The big picture: She's spent the first six weeks of her presidential campaign embracing Biden's positions as her own on tax policy and some other areas.
- But on Wednesday, she had a clear message for the business community: "Comrade Kamala" she isn't, even for Americans making more than $1 million a year — a group Biden once described as the top "three-tenths of 1% of all Americans."
Zoom in: Harris unveiled her new tax policy at an event in the "Live Free or Die" state of New Hampshire, known for its aversion to taxes.
- "We will tax capital gains at a rate that rewards investment in America's innovators, founders and small businesses," Harris said in Portsmouth.
- She paired her new capital gains position with a fresh proposal to increase the tax deduction available for new small businesses from $5,000 to $50,000.
- "One of my highest priorities will be to strengthen America's small businesses," she said.
Between the lines: As she has filled in the gray areas of her tax policy, Harris has mostly photocopied the president's proposals.
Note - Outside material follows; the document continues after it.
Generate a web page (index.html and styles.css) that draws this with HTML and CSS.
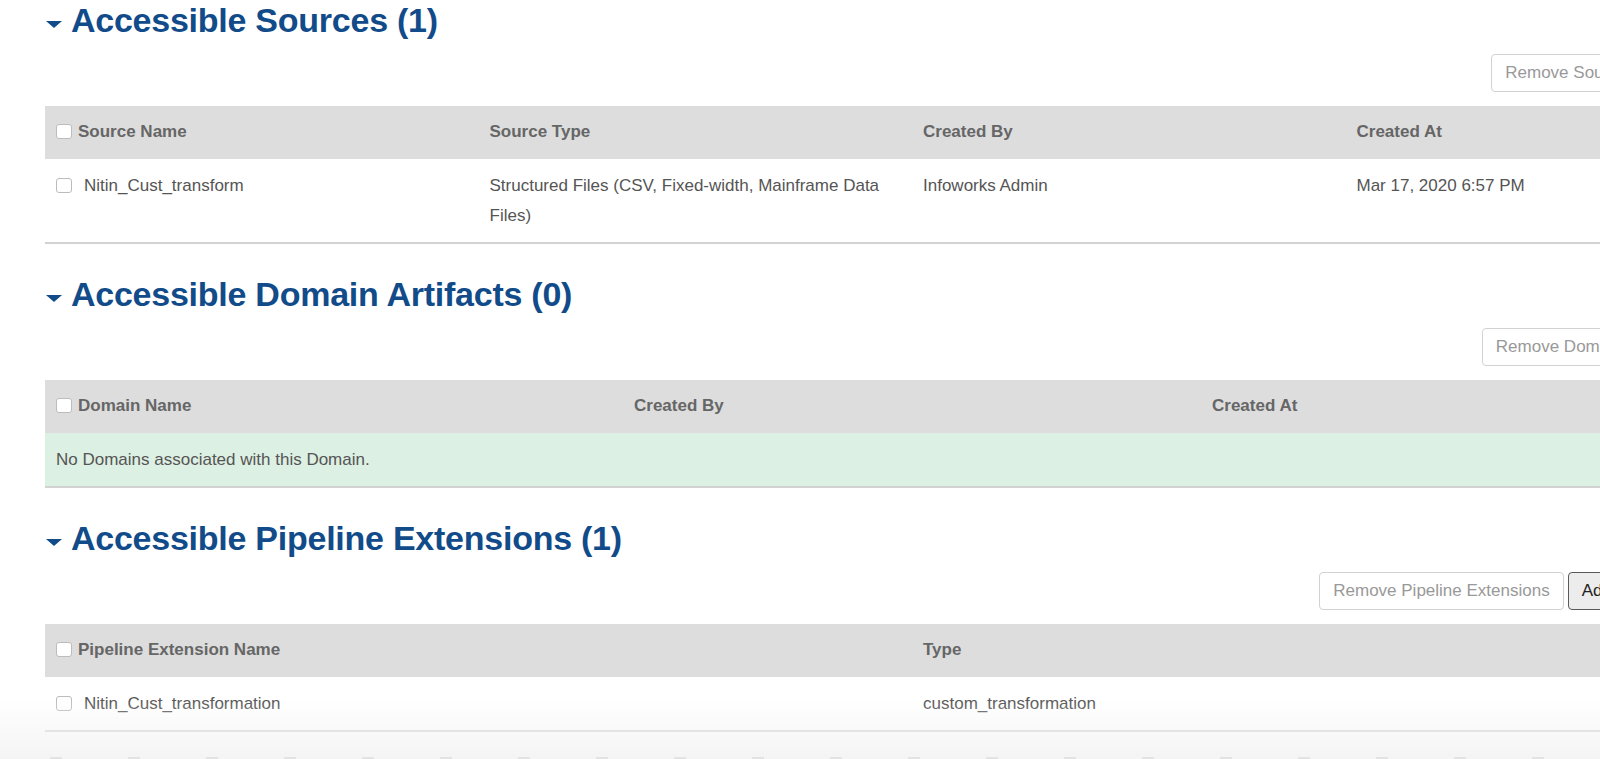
FILE: index.html
```html
<!DOCTYPE html>
<html lang="en">
<head>
    <meta charset="UTF-8">
    <meta name="viewport" content="width=device-width, initial-scale=1.0">
    <title>Domain Access</title>
    <link rel="stylesheet" href="styles.css">
</head>
<body>

<div class="page">

    <!-- Sources -->
    <section class="panel">
        <h2 class="panel-title"><span class="caret"></span>Accessible Sources (1)</h2>
        <div class="panel-actions">
            <button class="btn">Remove Sources</button>
            <button class="btn btn-add">Add Sources</button>
        </div>
        <table class="grid">
            <colgroup>
                <col style="width: 25%"><col style="width: 25%"><col style="width: 25%"><col style="width: 25%">
            </colgroup>
            <thead>
                <tr>
                    <th><input type="checkbox" class="check">Source Name</th>
                    <th>Source Type</th>
                    <th>Created By</th>
                    <th>Created At</th>
                </tr>
            </thead>
            <tbody>
                <tr>
                    <td><input type="checkbox" class="check">Nitin_Cust_transform</td>
                    <td>Structured Files (CSV, Fixed-width, Mainframe Data Files)</td>
                    <td>Infoworks Admin</td>
                    <td>Mar 17, 2020 6:57 PM</td>
                </tr>
            </tbody>
        </table>
    </section>

    <!-- Domain artifacts -->
    <section class="panel">
        <h2 class="panel-title"><span class="caret"></span>Accessible Domain Artifacts (0)</h2>
        <div class="panel-actions">
            <button class="btn">Remove Domains</button>
            <button class="btn btn-add">Add Domains</button>
        </div>
        <table class="grid">
            <colgroup>
                <col style="width: 33.333%"><col style="width: 33.333%"><col style="width: 33.333%">
            </colgroup>
            <thead>
                <tr>
                    <th><input type="checkbox" class="check">Domain Name</th>
                    <th>Created By</th>
                    <th>Created At</th>
                </tr>
            </thead>
            <tbody>
                <tr class="empty-row">
                    <td colspan="3">No Domains associated with this Domain.</td>
                </tr>
            </tbody>
        </table>
    </section>

    <!-- Pipeline extensions -->
    <section class="panel">
        <h2 class="panel-title"><span class="caret"></span>Accessible Pipeline Extensions (1)</h2>
        <div class="panel-actions">
            <button class="btn">Remove Pipeline Extensions</button>
            <button class="btn btn-add">Add Pipeline Extensions</button>
        </div>
        <table class="grid">
            <colgroup>
                <col style="width: 50%"><col style="width: 50%">
            </colgroup>
            <thead>
                <tr>
                    <th><input type="checkbox" class="check">Pipeline Extension Name</th>
                    <th>Type</th>
                </tr>
            </thead>
            <tbody>
                <tr>
                    <td><input type="checkbox" class="check">Nitin_Cust_transformation</td>
                    <td>custom_transformation</td>
                </tr>
            </tbody>
        </table>
    </section>

</div>

<div class="bottom-fade"></div>

</body>
</html>
```

FILE: styles.css
```css
html, body {
    margin: 0;
    overflow: hidden;
    background: #fff;
}

body {
    font-family: "Liberation Sans", Arial, sans-serif;
    font-size: 17px;
    color: #555;
}

.page {
    width: 1734px;
    padding-left: 45px;
}

.panel {
    margin-top: 30px;
}

.panel:first-child {
    margin-top: 0;
}

.panel-title {
    display: flex;
    align-items: center;
    margin: 0;
    padding-left: 1px;
    height: 40px;
    line-height: 40px;
    font-size: 34px;
    font-weight: bold;
    letter-spacing: -0.25px;
    color: #124b89;
}

.caret {
    width: 0;
    height: 0;
    margin: 8px 9px 0 0;
    border-left: 8px solid transparent;
    border-right: 8px solid transparent;
    border-top: 7px solid #124b89;
}

.panel-actions {
    display: flex;
    justify-content: flex-end;
    gap: 4px;
    margin: 14px 0;
}

.btn {
    font-family: inherit;
    font-size: 17px;
    height: 38px;
    padding: 0 13px;
    border: 1px solid #d2d2d2;
    border-radius: 4px;
    background: #fff;
    color: #999;
}

.btn-add {
    border-color: #5a5a5a;
    background: #ececec;
    color: #222;
}

/* Tables */
.grid {
    width: 100%;
    table-layout: fixed;
    border-collapse: collapse;
}

.grid th {
    background: #dddddd;
    color: #666;
    font-weight: bold;
    text-align: left;
    line-height: 30px;
    padding: 11px 11px 12px;
}

.grid td {
    line-height: 30px;
    padding: 12px 20px 11px 11px;
    border-bottom: 2px solid #d2d2d2;
    vertical-align: top;
}

.check {
    appearance: none;
    -webkit-appearance: none;
    width: 16px;
    height: 15px;
    margin: 0 12px 0 0;
    border: 1px solid #bcbcbc;
    border-radius: 3px;
    background: #fff;
    vertical-align: -2px;
}

.grid th .check {
    margin-right: 6px;
}

.empty-row td {
    background: #ddf0e4;
}

/* soft fade at the bottom of the window */
.bottom-fade {
    position: fixed;
    left: 0;
    right: 0;
    bottom: 0;
    height: 60px;
    pointer-events: none;
    background: linear-gradient(rgba(255, 255, 255, 0), #f4f4f4);
}

.bottom-fade::after {
    content: "";
    position: absolute;
    left: 0;
    right: 0;
    bottom: 0;
    height: 2px;
    background: repeating-linear-gradient(90deg, transparent 0 50px, #e3e3e3 50px 62px, transparent 62px 78px);
}
```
- Biden has called for taking the corporate tax rate from 21% to 28%. Ditto Harris, abandoning her old 35% preferred rate.
- Like Biden, she supports a minimum tax for billionaires.
- She also wants to quadruple taxes on stock buybacks.
Flashback: For Biden, taxing capital gains as regular income — which is where the 39.6% rate comes from — has always been a matter of basic economic fairness.
- "We're going to get rid of the loopholes that allow Americans who make more than $1 million a year to pay a lower rate on their capital gains than working Americans pay on their work," he said in his first address to a joint session of Congress.
- He included the proposal in every one of his budgets.
Zoom out: As she cautiously flushes out her policy agenda, Harris has mostly modified her old positions from her 2019 presidential campaign to align with Biden's.
- Biden supported the bipartisan Senate immigration bill — and even building some of Trump's border wall. Harris used her acceptance speech to heartily agree.
- Biden said he wouldn't ban fracking. Harris said the same.
- Asked to explain her apparent flip-flops, Harris told CNN's Dana Bash, "My values have not changed."
The intrigue: When Harris has tweaked Biden's positions, she's mostly moved further to the left.
- That instinct has been most pronounced with the one issue that has bedeviled the Biden administration more than any other: inflation.
- On the high cost of housing, she increased Biden's $10,000 first-time homebuyer credit to $25,000.
- Like Biden, she's outraged by corporate greed. But she went a step further and called for a ban on price gouging by food producers and grocery stores.